何でこのような話をするのか、といえば、つい先週かつての直属の部下からシステム設計レベルでの相談を受け、知恵を貸してほしい的な要請を受けた際、よくよく話を聞いてみた結果、このような制度があると初めて知り、しかもこの制度は既に始まっており、早いところでは申請受付はもちろん、もう申請者に対して支払われているところもあるというのだ。これには衝撃を受けた。単に高額合算制度について何一つ知らなかったというような話ではない。今回示したような話をはじめとして、とてもではないが、摩訶不思議なルールに従って、さらにはルールを無視するような例もあり、とどめは計算が誤ったものさえある可能性が高いのである。単純に考えてもこの高額合算制度は、申請者、医療保険(地方自治体、広域連合、企業、健康保険組合等)、介護保険(地方自治体)、都道府県国民健康保険連合会など、多くの関係者の情報交換によって成立するため、それを確実に実行するのは相当困難であることは予想がつく。10年ほど前、私もかつて介護保険制度が始まる際、介護保険事務処理システム開発に係わったが(だから今回も相談を受けたのだ)、何が一番大変だったかと言えば厚生省(現 厚生労働省)の朝令暮改と、システム設計を知らないとしか思えない仕様の提示方法だった。もちろん、今はそこまでひどくはないようだが、それにしても「システムに馴染まない」特殊な例外処理は至る所に見ることができるのは、さほど変わっていないようである。

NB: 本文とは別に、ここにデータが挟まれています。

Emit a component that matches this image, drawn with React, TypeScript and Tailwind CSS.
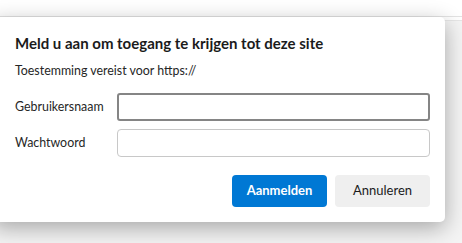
const App = () => {
  return (
    <div className="relative w-[462px] h-[243px] overflow-hidden bg-white font-['Lato',sans-serif]">
      {/* page behind the dialog */}
      <div className="h-[17px] border-b border-[#e3e3e3] bg-white" />
      <div className="h-[4px] border-b border-[#e6e6e6] bg-white" />
      <div className="h-full bg-[#f4f4f4]" />

      <div className="absolute left-[-8px] top-[17px] w-[453px] h-[205px] rounded-[5px] bg-white shadow-[0_6px_22px_rgba(0,0,0,0.32)] pl-[23px] pr-[15px] pt-[16px]">
        <h2 className="text-[15px] leading-[20px] font-bold text-[#1b1b1b] m-0">
          Meld u aan om toegang te krijgen tot deze site
        </h2>
        <p className="mt-[9px] text-[12.4px] leading-[18px] text-[#262626]">Toestemming vereist voor https://</p>

        <div className="mt-[13px] flex flex-col gap-[8px]">
          <label className="flex items-center">
            <span className="w-[102px] text-[12.4px] text-[#262626]">Gebruikersnaam</span>
            <input className="w-[313px] h-[28px] border-2 border-[#858585] rounded-[3px] px-2 text-[13px] outline-none" />
          </label>
          <label className="flex items-center">
            <span className="w-[102px] text-[12.4px] text-[#262626]">Wachtwoord</span>
            <input type="password" className="w-[313px] h-[28px] border border-[#c8c8c8] rounded-[4px] px-2 text-[13px] outline-none" />
          </label>
        </div>

        <div className="mt-[18px] flex justify-end gap-[8px]">
          <button className="w-[95px] h-[32px] rounded-[4px] bg-[#0078d4] text-white text-[13px] font-bold">Aanmelden</button>
          <button className="w-[95px] h-[32px] rounded-[4px] bg-[#efefef] text-[#1b1b1b] text-[13px]">Annuleren</button>
        </div>
      </div>
    </div>
  );
};

export default App;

今回は、医療保険の世帯単位について、高額合算制度の適用が一部わかりにくそうなところのみにふれたが、この制度の難しいところは他にある。それは、「合算し、一定の金額を超え、それを医療と介護で按分し、支払額を確定する」というところである。部下からの話で私が思ったのは、この計算を行い支払額を確定するのが、基準日に医療保険資格のある医療保険というにもかかわらず、ある一定の条件においてこの計算結果を採用せず、介護保険側で再計算する(いわゆる低所得者Ⅰ再計算、略して低Ⅰ再計算という)というトンデモなルールが仕込まれているという点で、これが解釈の違いによって決定的に誤る可能性が高いということである。
と、長くなったので、このあたりは次回にふれてみるとしよう。何はともあれ、高額合算制度のシステム開発をされている(されていた)皆様、ご苦労さん!